§ Problem details
Transcribe the material in full. Nothing should differ except that the pictures are left out.

* start Supplied information *

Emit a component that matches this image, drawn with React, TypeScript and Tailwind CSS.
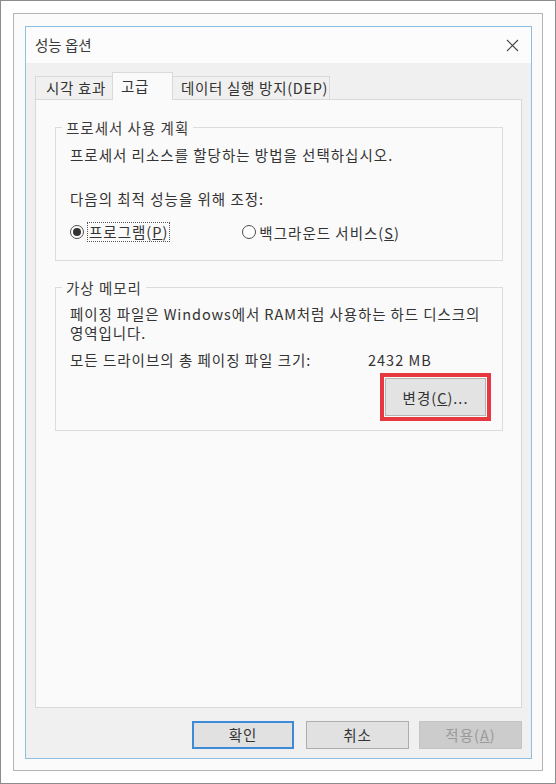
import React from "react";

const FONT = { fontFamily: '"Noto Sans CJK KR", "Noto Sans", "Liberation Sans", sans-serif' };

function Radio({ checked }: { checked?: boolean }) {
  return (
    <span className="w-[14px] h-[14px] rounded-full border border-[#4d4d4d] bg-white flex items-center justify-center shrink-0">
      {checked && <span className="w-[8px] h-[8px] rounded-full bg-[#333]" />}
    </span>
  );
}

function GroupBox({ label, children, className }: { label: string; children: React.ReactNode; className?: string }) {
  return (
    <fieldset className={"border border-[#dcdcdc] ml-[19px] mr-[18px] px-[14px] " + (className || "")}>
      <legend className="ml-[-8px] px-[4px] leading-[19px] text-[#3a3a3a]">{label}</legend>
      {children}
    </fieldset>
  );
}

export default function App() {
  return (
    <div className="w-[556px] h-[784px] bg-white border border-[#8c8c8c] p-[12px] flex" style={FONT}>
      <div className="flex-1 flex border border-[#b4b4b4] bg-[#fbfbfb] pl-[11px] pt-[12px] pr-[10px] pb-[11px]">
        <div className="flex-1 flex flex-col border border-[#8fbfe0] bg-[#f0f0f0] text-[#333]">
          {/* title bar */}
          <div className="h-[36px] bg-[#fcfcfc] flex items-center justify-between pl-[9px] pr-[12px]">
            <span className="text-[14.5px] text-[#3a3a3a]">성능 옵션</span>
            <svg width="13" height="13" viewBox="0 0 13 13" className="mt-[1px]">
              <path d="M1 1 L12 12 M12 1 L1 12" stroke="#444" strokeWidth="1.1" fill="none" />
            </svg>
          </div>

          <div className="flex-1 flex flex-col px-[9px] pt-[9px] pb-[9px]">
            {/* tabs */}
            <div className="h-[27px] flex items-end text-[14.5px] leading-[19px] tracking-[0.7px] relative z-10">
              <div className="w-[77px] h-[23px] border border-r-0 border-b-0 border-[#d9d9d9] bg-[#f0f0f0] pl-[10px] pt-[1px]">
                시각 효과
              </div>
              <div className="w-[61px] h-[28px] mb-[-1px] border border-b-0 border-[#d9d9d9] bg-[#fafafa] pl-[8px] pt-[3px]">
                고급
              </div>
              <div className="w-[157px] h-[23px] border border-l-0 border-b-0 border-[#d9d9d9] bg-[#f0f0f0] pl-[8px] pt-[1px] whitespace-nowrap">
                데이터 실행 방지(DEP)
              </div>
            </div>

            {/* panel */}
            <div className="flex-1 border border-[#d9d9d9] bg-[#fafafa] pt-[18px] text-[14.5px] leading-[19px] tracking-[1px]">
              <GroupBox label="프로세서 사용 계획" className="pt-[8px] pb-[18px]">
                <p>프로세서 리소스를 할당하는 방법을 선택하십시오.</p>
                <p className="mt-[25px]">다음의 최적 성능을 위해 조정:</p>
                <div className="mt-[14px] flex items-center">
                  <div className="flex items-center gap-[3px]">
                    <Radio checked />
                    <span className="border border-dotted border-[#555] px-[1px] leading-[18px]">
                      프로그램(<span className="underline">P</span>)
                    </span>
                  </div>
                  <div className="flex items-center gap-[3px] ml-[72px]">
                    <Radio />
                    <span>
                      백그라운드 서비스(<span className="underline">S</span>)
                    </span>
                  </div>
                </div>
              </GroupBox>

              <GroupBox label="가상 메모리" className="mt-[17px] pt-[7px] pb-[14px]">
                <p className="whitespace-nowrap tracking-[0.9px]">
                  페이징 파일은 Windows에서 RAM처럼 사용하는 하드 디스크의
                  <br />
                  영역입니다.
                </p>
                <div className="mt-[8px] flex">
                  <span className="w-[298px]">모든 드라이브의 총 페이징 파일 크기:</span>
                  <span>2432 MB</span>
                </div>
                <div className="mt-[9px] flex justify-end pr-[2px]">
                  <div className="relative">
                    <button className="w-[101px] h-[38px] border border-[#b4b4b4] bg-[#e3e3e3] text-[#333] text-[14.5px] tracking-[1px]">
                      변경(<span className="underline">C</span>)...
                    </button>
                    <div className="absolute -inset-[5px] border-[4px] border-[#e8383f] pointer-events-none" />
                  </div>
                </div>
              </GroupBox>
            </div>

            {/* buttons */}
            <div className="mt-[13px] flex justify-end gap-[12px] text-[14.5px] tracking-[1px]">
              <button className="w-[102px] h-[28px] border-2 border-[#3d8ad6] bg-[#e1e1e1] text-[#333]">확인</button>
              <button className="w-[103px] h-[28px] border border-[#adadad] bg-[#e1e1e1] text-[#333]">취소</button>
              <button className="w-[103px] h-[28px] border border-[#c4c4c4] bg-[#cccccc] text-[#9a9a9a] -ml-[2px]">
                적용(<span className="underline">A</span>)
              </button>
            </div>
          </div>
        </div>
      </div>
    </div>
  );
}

* end Supplied information *

§ Result of the exercise
Emit a component that matches this image, drawn with React, TypeScript and Tailwind CSS.
import React from "react";

const FONT = { fontFamily: '"Noto Sans CJK KR", "Noto Sans", "Liberation Sans", sans-serif' };

function Radio({ checked }: { checked?: boolean }) {
  return (
    <span className="w-[14px] h-[14px] rounded-full border border-[#4d4d4d] bg-white flex items-center justify-center shrink-0">
      {checked && <span className="w-[8px] h-[8px] rounded-full bg-[#333]" />}
    </span>
  );
}

function GroupBox({ label, children, className }: { label: string; children: React.ReactNode; className?: string }) {
  return (
    <fieldset className={"border border-[#dcdcdc] ml-[19px] mr-[18px] px-[14px] " + (className || "")}>
      <legend className="ml-[-8px] px-[4px] leading-[19px] text-[#3a3a3a]">{label}</legend>
      {children}
    </fieldset>
  );
}

export default function App() {
  return (
    <div className="w-[556px] h-[784px] bg-white border border-[#8c8c8c] p-[12px] flex" style={FONT}>
      <div className="flex-1 flex border border-[#b4b4b4] bg-[#fbfbfb] pl-[11px] pt-[12px] pr-[10px] pb-[11px]">
        <div className="flex-1 flex flex-col border border-[#8fbfe0] bg-[#f0f0f0] text-[#333]">
          {/* title bar */}
          <div className="h-[36px] bg-[#fcfcfc] flex items-center justify-between pl-[9px] pr-[12px]">
            <span className="text-[14.5px] text-[#3a3a3a]">성능 옵션</span>
            <svg width="13" height="13" viewBox="0 0 13 13" className="mt-[1px]">
              <path d="M1 1 L12 12 M12 1 L1 12" stroke="#444" strokeWidth="1.1" fill="none" />
            </svg>
          </div>

          <div className="flex-1 flex flex-col px-[9px] pt-[9px] pb-[9px]">
            {/* tabs */}
            <div className="h-[27px] flex items-end text-[14.5px] leading-[19px] tracking-[0.7px] relative z-10">
              <div className="w-[77px] h-[23px] border border-r-0 border-b-0 border-[#d9d9d9] bg-[#f0f0f0] pl-[10px] pt-[1px]">
                시각 효과
              </div>
              <div className="w-[61px] h-[28px] mb-[-1px] border border-b-0 border-[#d9d9d9] bg-[#fafafa] pl-[8px] pt-[3px]">
                고급
              </div>
              <div className="w-[157px] h-[23px] border border-l-0 border-b-0 border-[#d9d9d9] bg-[#f0f0f0] pl-[8px] pt-[1px] whitespace-nowrap">
                데이터 실행 방지(DEP)
              </div>
            </div>

            {/* panel */}
            <div className="flex-1 border border-[#d9d9d9] bg-[#fafafa] pt-[18px] text-[14.5px] leading-[19px] tracking-[1px]">
              <GroupBox label="프로세서 사용 계획" className="pt-[8px] pb-[18px]">
                <p>프로세서 리소스를 할당하는 방법을 선택하십시오.</p>
                <p className="mt-[25px]">다음의 최적 성능을 위해 조정:</p>
                <div className="mt-[14px] flex items-center">
                  <div className="flex items-center gap-[3px]">
                    <Radio checked />
                    <span className="border border-dotted border-[#555] px-[1px] leading-[18px]">
                      프로그램(<span className="underline">P</span>)
                    </span>
                  </div>
                  <div className="flex items-center gap-[3px] ml-[72px]">
                    <Radio />
                    <span>
                      백그라운드 서비스(<span className="underline">S</span>)
                    </span>
                  </div>
                </div>
              </GroupBox>

              <GroupBox label="가상 메모리" className="mt-[17px] pt-[7px] pb-[14px]">
                <p className="whitespace-nowrap tracking-[0.9px]">
                  페이징 파일은 Windows에서 RAM처럼 사용하는 하드 디스크의
                  <br />
                  영역입니다.
                </p>
                <div className="mt-[8px] flex">
                  <span className="w-[298px]">모든 드라이브의 총 페이징 파일 크기:</span>
                  <span>2432 MB</span>
                </div>
                <div className="mt-[9px] flex justify-end pr-[2px]">
                  <div className="relative">
                    <button className="w-[101px] h-[38px] border border-[#b4b4b4] bg-[#e3e3e3] text-[#333] text-[14.5px] tracking-[1px]">
                      변경(<span className="underline">C</span>)...
                    </button>
                    <div className="absolute -inset-[5px] border-[4px] border-[#e8383f] pointer-events-none" />
                  </div>
                </div>
              </GroupBox>
            </div>

            {/* buttons */}
            <div className="mt-[13px] flex justify-end gap-[12px] text-[14.5px] tracking-[1px]">
              <button className="w-[102px] h-[28px] border-2 border-[#3d8ad6] bg-[#e1e1e1] text-[#333]">확인</button>
              <button className="w-[103px] h-[28px] border border-[#adadad] bg-[#e1e1e1] text-[#333]">취소</button>
              <button className="w-[103px] h-[28px] border border-[#c4c4c4] bg-[#cccccc] text-[#9a9a9a] -ml-[2px]">
                적용(<span className="underline">A</span>)
              </button>
            </div>
          </div>
        </div>
      </div>
    </div>
  );
}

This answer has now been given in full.